The only activity overtly discussed is quality assurance, while quality control and quality improvement are ignored. Quality planning is implicitly discussed through the presentation of a “canvas” but not addressed as such. Addressing quality assurance without simultaneously addressing quality improvement (QI) means that there is no feedback loop that will preserve quality from being emptied from its substance. Understanding and properly implementing QI is essential to a well-functioning learning organisation, and is non negotiable for any practitioner interested in improving learning efficiency and impact.

While this point should be sufficient to invalidate the value of this document as a basis for thinking about the quality for Open Badges, there is a more patent issue, the missed opportunity of addressing the obvious question: how to use Open Badges to improve quality management? Had this angle been used, the issue of badges produced as the result of a formal or informal recognition processes would have had a chance to be properly addressed.

A genuine exploration of how Open Badges could contribute to the improvement of quality processes (and in doing so contribute to their own quality!) would require more than a single post so I will only initiate an unordered list of ideas to be reviewed and expanded:

  • Open Badges as source of information for quality processes;
  • Using Open Badges to deliver Quality Marks, so clients would be able to endorse (or not) those Quality Badges;
  • Use badges and endorsements received to submit a portfolio of evidence to claim a quality mark;
  • Analyse the endorsements received to the Open Badges delivered by an educational body to monitor the quality of its learning provision;
  • Use Open Badges to measure the social capital of an organisation, its structure and growth to inform quality processes;
  • Use Open Badges to recognise individual and collective contributions to quality improvement;
  • Use Open Badges/endorsements to monitor the quality of customer service
  • <your idea here!>

More ideas could be inferred from a paper I wrote a few years ago: From quality of eLearning to eQuality of learning where, under the influence of my work with ePortfolios, I explored how technologies could contribute to rethinking quality management. My guess is that we could do even more with Open Badges and Open Endorsements!

So, far from being an enemy of quality management (among other quality initiatives and projects I was at the origin of the creation of European Foundation of the Quality in E-Learning (EFQUEL), now merged with EDEN) I am also aware of what poor quality management practice can do (c.f. Deming’s quote above). My belief is that Open Recognition and its instruments are an opportunity, not just to equip existing processes, but to contribute to rethinking them altogether.
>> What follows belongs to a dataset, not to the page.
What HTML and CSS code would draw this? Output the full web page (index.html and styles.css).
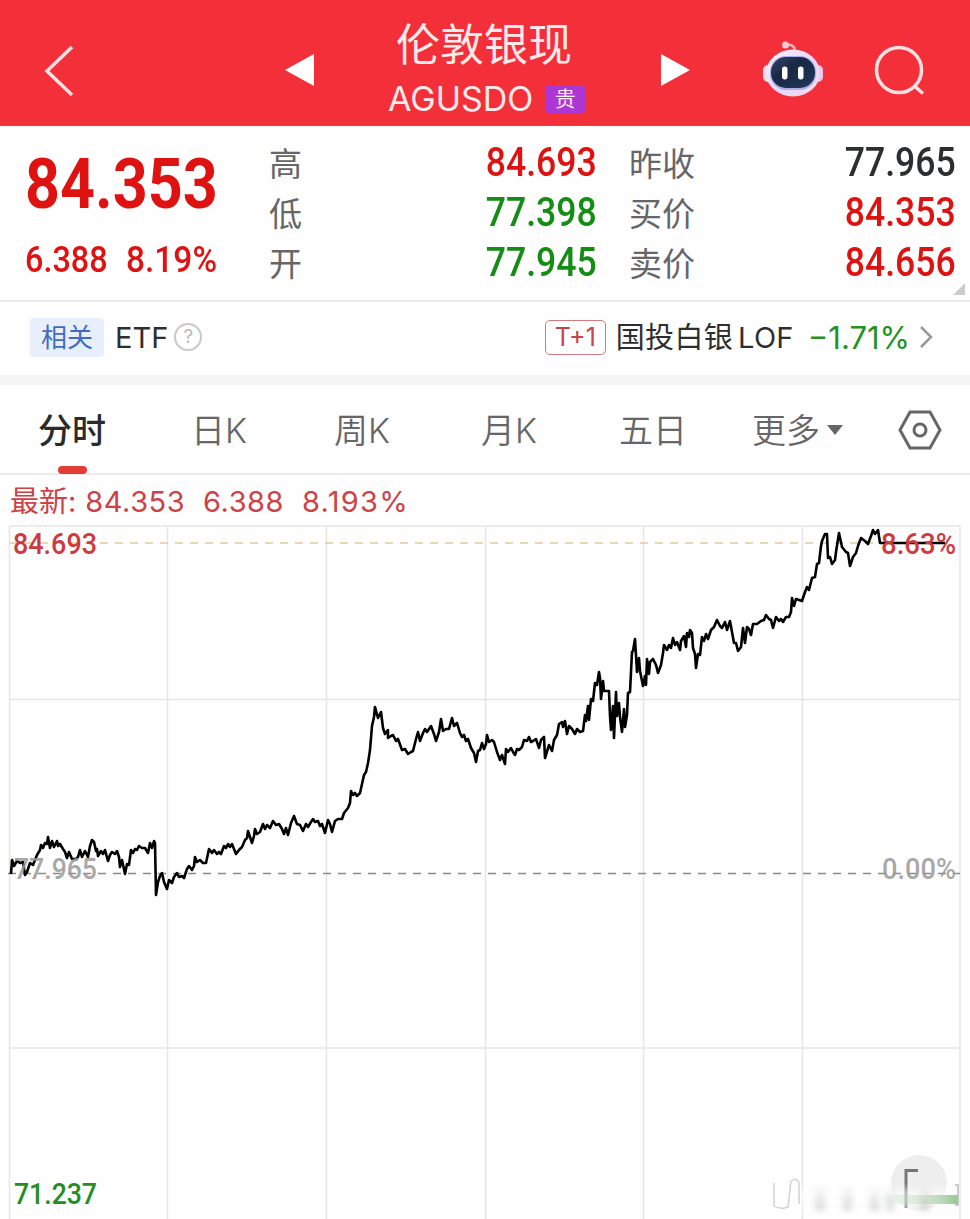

This could be the starting point for a number of exciting action-research projects!

Leave informal recognition free from quality assurance!

In a project I designed 3 years ago (Badge Europe!) I had a similar discussion when one project partner decided to rename the deliverable entitled “Discussion Paper on Open Badges and Quality Management ” to “Quality Assurance of Open Badges” which totally changed the spirit of what I wanted to achieve when I designed the project. I am afraid that the Open Badge Network Erasmus project has fallen into the same trap and instead of exploring the tension between Open Badges and Quality Management and the opportunity Open Badges offer to rethink Quality Management, it has confined its work to defining what could be identified as good enough quality assurance for the delivery of Open Badges within a flawed infrastructure.

The criticisms made to the “Quality Survey” should be taken both seriously and lightly. Lightly first: this report should not be taken too seriously as it is the typical outcome of a European project where the covert objective is to be able tick the box and tell the project officer “job done.” As the project officer has probably no or little understanding of Open Badges, nor about the distinction between formal and informal recognition, it is very unlikely that anyone will find any discrepancy between what led the project to be accepted in the first place (and receive approximately € 450,000 / $ 528,000, for a 3 year project) and the actual results. After all, all the right words are there, sugar coated with figures and statistics, something generally sufficient to pass through the final review.

More seriously, the fact that the “Quality Survey” appears first when querying Google for “Open Badges” and “quality”, is fraught with the danger of disseminating harmful ideas on both quality (a term never defined in the survey nor its analysis) and Open Badges. Far from “plac[ing] formal and informal recognition of learning on a par”, the “Quality Survey” conveys the implicit message that formal recognition is the only meaningful form of recognition and that quality assurance is a must have, thus ignoring how informal recognition operates, what could make it more visible and valuable and what could result in adversarial effects.

My claim is that the models of quality assurance inherited from formal recognition are not just irrelevant but detrimental to informal recognition. The direction taken by the quality assurance thinking of the “Quality Survey” is one of the adverse consequences of confining the three roles (earner, issuer, viewer) into three independent and not overlapping spaces, thus creating the conditions for the emergence of a distrust infrastructure epitomised by the Mozilla backpack as a tool of institutional confinement, making learners the accomplices of their own disempowerment.

Does this mean that there should not be any form of quality management? Certainly not, but quality management processes should be confined to formal recognition — and to the design of ‘high quality’ open recognition enabling technologies. Just leave informal recognition free from (formal) quality management, please!